---------- Given data

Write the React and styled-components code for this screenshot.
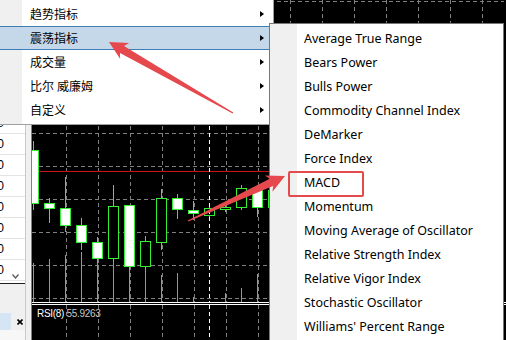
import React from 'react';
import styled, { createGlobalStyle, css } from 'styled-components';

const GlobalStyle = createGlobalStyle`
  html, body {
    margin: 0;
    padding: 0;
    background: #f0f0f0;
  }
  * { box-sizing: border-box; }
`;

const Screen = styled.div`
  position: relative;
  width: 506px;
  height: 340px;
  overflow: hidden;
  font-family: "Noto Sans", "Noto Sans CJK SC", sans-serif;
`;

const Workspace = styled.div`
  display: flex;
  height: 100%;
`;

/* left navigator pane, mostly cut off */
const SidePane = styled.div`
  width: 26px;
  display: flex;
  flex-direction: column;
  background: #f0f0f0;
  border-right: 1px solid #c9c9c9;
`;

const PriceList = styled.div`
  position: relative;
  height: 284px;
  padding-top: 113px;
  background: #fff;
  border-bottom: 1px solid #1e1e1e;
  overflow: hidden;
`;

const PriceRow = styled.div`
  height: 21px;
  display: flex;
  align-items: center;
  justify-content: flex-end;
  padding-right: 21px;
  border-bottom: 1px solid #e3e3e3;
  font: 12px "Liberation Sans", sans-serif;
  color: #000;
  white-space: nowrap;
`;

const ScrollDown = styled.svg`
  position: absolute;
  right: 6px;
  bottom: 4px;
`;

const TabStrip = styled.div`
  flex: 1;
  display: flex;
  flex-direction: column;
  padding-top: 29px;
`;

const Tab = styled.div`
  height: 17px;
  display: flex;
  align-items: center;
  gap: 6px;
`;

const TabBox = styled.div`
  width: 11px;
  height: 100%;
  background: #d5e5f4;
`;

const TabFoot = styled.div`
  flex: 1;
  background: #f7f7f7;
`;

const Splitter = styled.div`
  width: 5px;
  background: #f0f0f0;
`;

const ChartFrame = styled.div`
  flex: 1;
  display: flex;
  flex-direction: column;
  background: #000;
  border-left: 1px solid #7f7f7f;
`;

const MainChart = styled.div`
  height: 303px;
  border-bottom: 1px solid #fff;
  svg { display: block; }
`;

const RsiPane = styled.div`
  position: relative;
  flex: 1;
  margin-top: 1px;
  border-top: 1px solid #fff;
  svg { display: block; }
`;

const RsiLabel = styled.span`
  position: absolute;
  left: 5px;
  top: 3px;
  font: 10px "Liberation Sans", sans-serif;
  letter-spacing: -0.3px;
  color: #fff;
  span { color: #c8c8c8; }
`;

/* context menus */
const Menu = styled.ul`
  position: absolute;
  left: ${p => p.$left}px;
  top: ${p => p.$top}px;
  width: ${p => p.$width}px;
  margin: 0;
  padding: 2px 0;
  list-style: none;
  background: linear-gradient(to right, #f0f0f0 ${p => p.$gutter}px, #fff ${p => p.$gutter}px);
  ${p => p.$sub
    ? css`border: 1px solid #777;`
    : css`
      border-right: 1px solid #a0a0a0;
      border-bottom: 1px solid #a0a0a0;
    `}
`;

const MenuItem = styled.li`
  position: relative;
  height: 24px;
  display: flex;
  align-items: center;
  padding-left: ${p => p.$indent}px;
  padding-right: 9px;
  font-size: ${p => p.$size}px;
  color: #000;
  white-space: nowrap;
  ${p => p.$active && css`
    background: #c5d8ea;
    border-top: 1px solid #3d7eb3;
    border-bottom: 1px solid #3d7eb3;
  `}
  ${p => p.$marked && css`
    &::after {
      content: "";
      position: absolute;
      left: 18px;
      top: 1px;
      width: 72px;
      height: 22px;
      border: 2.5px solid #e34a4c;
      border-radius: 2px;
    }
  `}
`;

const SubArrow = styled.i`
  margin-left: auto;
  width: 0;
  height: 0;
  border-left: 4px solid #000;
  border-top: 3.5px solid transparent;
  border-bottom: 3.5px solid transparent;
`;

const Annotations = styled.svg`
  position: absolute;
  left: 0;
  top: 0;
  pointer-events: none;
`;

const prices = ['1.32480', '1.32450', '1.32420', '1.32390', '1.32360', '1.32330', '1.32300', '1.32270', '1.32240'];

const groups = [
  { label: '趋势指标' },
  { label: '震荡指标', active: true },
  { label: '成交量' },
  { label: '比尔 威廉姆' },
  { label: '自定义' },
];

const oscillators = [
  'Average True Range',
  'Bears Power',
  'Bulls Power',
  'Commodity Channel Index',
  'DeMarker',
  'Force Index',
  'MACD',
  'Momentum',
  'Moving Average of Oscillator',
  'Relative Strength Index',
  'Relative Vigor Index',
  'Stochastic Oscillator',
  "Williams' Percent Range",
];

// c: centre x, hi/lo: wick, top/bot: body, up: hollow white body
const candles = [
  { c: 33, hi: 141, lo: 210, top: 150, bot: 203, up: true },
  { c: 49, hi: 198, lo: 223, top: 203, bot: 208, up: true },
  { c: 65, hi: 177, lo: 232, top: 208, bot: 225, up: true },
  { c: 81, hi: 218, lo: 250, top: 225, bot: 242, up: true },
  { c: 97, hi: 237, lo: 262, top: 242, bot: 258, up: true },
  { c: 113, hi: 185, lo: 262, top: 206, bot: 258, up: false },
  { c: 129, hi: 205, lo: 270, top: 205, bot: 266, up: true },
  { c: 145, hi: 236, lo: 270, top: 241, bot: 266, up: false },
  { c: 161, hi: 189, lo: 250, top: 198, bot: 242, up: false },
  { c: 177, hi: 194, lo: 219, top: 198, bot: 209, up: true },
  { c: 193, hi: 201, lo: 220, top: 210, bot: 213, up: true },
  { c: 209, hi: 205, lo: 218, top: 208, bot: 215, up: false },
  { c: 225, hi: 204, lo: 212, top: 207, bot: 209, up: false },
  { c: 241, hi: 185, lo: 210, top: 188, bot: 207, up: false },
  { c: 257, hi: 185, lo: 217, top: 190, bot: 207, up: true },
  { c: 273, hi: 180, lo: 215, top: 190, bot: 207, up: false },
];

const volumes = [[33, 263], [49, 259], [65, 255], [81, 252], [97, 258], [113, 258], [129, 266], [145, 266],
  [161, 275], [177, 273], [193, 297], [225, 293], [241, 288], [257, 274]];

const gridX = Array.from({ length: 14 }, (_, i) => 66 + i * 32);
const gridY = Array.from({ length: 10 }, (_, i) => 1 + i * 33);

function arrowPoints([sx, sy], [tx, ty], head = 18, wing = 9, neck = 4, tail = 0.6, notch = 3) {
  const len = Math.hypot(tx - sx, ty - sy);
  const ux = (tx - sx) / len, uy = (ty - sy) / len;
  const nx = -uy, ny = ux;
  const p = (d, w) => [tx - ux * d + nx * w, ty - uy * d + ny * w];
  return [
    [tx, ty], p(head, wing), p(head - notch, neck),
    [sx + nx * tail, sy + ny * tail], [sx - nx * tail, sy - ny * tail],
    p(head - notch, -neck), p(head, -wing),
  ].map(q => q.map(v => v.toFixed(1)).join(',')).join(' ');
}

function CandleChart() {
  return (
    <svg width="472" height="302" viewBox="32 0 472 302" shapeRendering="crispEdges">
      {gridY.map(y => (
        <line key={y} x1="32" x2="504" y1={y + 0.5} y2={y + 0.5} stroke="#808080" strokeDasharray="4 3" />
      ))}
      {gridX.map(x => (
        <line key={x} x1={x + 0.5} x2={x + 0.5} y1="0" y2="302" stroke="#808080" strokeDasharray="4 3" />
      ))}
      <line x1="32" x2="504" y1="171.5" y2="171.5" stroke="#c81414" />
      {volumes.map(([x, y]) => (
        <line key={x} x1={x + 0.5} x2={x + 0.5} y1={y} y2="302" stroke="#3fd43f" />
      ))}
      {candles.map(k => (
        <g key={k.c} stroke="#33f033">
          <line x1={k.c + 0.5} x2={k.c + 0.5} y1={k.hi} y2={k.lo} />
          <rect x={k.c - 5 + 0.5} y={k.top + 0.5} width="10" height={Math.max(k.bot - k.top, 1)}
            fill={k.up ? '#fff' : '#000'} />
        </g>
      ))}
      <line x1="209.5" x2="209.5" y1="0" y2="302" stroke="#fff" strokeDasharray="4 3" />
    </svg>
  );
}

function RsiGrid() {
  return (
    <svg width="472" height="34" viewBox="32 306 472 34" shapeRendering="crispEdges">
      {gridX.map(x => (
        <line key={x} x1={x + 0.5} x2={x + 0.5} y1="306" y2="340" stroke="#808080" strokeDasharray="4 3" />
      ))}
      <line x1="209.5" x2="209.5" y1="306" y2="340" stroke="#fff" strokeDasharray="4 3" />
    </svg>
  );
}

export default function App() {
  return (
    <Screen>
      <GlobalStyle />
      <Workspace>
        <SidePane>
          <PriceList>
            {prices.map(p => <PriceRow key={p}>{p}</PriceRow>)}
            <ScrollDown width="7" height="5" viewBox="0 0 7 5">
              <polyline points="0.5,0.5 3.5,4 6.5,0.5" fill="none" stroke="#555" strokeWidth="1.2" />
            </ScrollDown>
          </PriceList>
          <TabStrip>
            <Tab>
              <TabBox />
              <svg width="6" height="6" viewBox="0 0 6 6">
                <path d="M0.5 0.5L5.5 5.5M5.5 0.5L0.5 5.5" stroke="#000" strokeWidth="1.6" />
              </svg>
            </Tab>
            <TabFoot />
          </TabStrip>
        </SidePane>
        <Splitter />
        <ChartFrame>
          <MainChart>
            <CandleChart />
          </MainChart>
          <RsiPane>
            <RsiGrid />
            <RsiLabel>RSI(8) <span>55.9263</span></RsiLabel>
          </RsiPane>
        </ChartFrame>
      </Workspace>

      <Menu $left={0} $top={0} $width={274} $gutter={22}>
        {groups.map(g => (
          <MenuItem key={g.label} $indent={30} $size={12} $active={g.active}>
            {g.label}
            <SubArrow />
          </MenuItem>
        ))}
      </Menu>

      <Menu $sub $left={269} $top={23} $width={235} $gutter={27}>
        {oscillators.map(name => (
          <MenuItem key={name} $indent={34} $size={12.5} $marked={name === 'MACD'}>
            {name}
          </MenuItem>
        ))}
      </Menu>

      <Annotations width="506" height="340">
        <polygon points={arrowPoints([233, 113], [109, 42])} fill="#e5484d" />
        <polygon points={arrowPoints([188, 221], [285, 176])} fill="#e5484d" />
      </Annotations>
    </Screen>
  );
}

--------------------

[Exercise requirements]: Which lines hold the string "components"? Copy all of them from the data above.

[In response]:
Write the React and styled-components code for this screenshot.
import styled, { createGlobalStyle, css } from 'styled-components';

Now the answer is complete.